Antwort: Meine Dozenten an der Uni befürchteten vor dem Unfall, dass mir meine Körperlichkeit beim Schauspielern im Weg stehen könnte. Diese Sorge habe ich ja nun nicht mehr ... Zur Schauspielerei gehört mehr als nur der Körper, nämlich Stimme und Geist. Natürlich sind viele Dinge für mich weggefallen. Weswegen ich mich auch lange gefragt habe: Was soll das Ganze überhaupt noch? Aber ich habe mich dann auf die ursprünglichen Reize der Schauspielerei besonnen.

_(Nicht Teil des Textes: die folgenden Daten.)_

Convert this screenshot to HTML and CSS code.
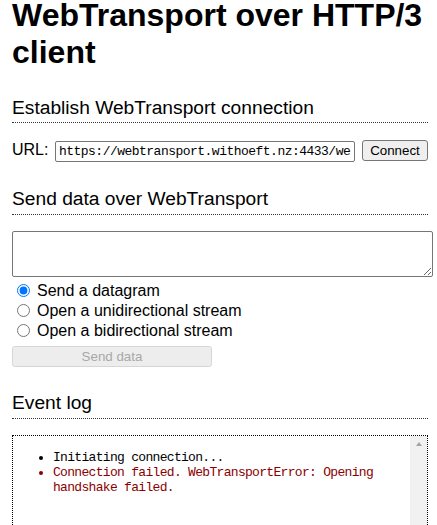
FILE: index.html
```html
<!DOCTYPE html>
<html lang="en">
<head>
<meta charset="utf-8">
<title>WebTransport over HTTP/3 client</title>
<link rel="stylesheet" href="styles.css">
</head>
<body>
<div class="tool">
  <h1>WebTransport over HTTP/3 client</h1>

  <h2>Establish WebTransport connection</h2>
  <div class="url-row">
    <label class="url-label" for="url">URL:</label>
    <input class="url-input" id="url" type="text" value="https://webtransport.withoeft.nz:4433/webtransport">
    <button class="btn" type="button">Connect</button>
  </div>

  <h2>Send data over WebTransport</h2>
  <textarea class="data" aria-label="Data"></textarea>
  <div class="options">
    <label class="option"><input class="radio" type="radio" name="sendtype" checked>Send a datagram</label>
    <label class="option"><input class="radio" type="radio" name="sendtype">Open a unidirectional stream</label>
    <label class="option"><input class="radio" type="radio" name="sendtype">Open a bidirectional stream</label>
  </div>
  <button class="btn btn-send" type="button" disabled>Send data</button>

  <h2>Event log</h2>
  <div class="log">
    <ul class="log-list">
      <li>Initiating connection...</li>
      <li class="log-error">Connection failed. WebTransportError: Opening handshake failed.</li>
    </ul>
    <div class="scrollbar"><span class="arrow"></span></div>
  </div>
</div>
</body>
</html>
```

FILE: styles.css
```css
html, body {
  margin: 0;
  padding: 0;
  background: #fff;
}

body {
  font-family: "Liberation Sans", Arial, sans-serif;
  font-size: 16px;
  color: #000;
  overflow: hidden;
  accent-color: #0075ff;
}

.tool {
  width: 416px;
  margin-left: 12px;
}

h1 {
  margin: -3px 0 0;
  font-size: 32px;
  line-height: 37px;
  font-weight: bold;
}

h2 {
  margin: 16px 0;
  padding: 9.6px 0 3.8px;
  font-size: 19.2px;
  line-height: 22px;
  font-weight: normal;
  border-bottom: 1px dotted #333;
}

.url-row {
  display: flex;
  align-items: baseline;
  height: 22px;
  padding-top: 1px;
}

.url-label {
  font-size: 16px;
}

.url-input {
  box-sizing: border-box;
  width: 300px;
  height: 21px;
  margin: 0 0 0 6.5px;
  padding: 1px 3px;
  border: 1px solid #767676;
  border-radius: 2px;
  font-family: "Liberation Mono", "DejaVu Sans Mono", monospace;
  font-size: 13px;
  letter-spacing: -0.52px;
  color: #000;
  background: #fff;
}

.btn {
  box-sizing: border-box;
  height: 21px;
  margin: 0 0 0 7px;
  padding: 0 6px;
  width: 66px;
  border: 1px solid #767676;
  border-radius: 3px;
  background: #efefef;
  font-family: "Liberation Sans", Arial, sans-serif;
  font-size: 13.33px;
  color: #000;
}

.data {
  display: block;
  box-sizing: border-box;
  width: 421px;
  height: 46px;
  margin: 0;
  border: 1px solid #767676;
  border-radius: 2px;
  padding: 2px;
  font-family: "Liberation Mono", monospace;
  font-size: 13px;
}

.options {
  margin-top: 4px;
}

.option {
  display: flex;
  align-items: center;
  height: 20px;
  font-size: 16px;
  line-height: 20px;
}

.radio {
  width: 13px;
  height: 13px;
  margin: 0 7px 0 5px;
}

.btn-send {
  display: block;
  width: 200px;
  margin: 5px 0 0;
  border-color: #d6d6d6;
  background: #ededed;
  color: #a8a8a8;
}

.log {
  display: flex;
  height: 190px;
  border: 1px dotted #000;
  font-family: "Liberation Mono", "DejaVu Sans Mono", monospace;
  font-size: 13px;
  line-height: 15px;
  letter-spacing: -0.69px;
}

.log-list {
  flex: 1;
  margin: 0;
  padding: 14px 0 13px 40px;
  list-style: disc;
}

.log-error {
  color: #8b0000;
}

.scrollbar {
  width: 17px;
  background: #f1f1f1;
  display: flex;
  justify-content: center;
  align-items: flex-start;
}

.arrow {
  width: 0;
  height: 0;
  margin-top: 6px;
  border-left: 3.5px solid transparent;
  border-right: 3.5px solid transparent;
  border-bottom: 4px solid #a3a3a3;
}
```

Die Essenz ist geblieben: Menschen zum Lachen, Weinen und im besten Fall zum Nachdenken anzuregen.

Frage: Sie sind festes Ensemblemitglied am Staatstheater Darmstadt. Wie lange werden Sie dort noch bleiben?

Antwort: Mein Vertrag umfasst auf jeden Fall noch die nächste Spielzeit bis 2018.

Frage: Ihren Weg verfolgen Menschen in ganz Deutschland. Was wird man von Ihnen in diesem Jahr über Darmstadt hinaus sehen?

Antwort: Mit meiner Frau Sarah lese ich zur Zeit, passend zur aktuellen Holocaustdebatte, Briefe von Sophie Scholl und ihrem Verlobten Fritz Hartnagel. Bekannt ist ja, dass wir außerdem gemeinsam beim „Großstadtrevier“ gedreht haben. Aktuell befinde ich mich in den Drehvorbereitungen für meine erste Hauptrolle in einem Kinofilm.

ZUR PERSON: Samuel Koch (29) wuchs in Efringen-Kirchen an der deutsch-schweizerischen Grenze auf. Vor gut sechs Jahren verunglückte der Leistungsturner und Schauspiel-Student als „Wetten, dass..?“-Kandidat bei einem Stunt. Heute ist er Ensemblemitglied des Staatstheaters Darmstadt. Im August heiratete Koch seine Schauspielkollegin Sarah Elena Timpe (31).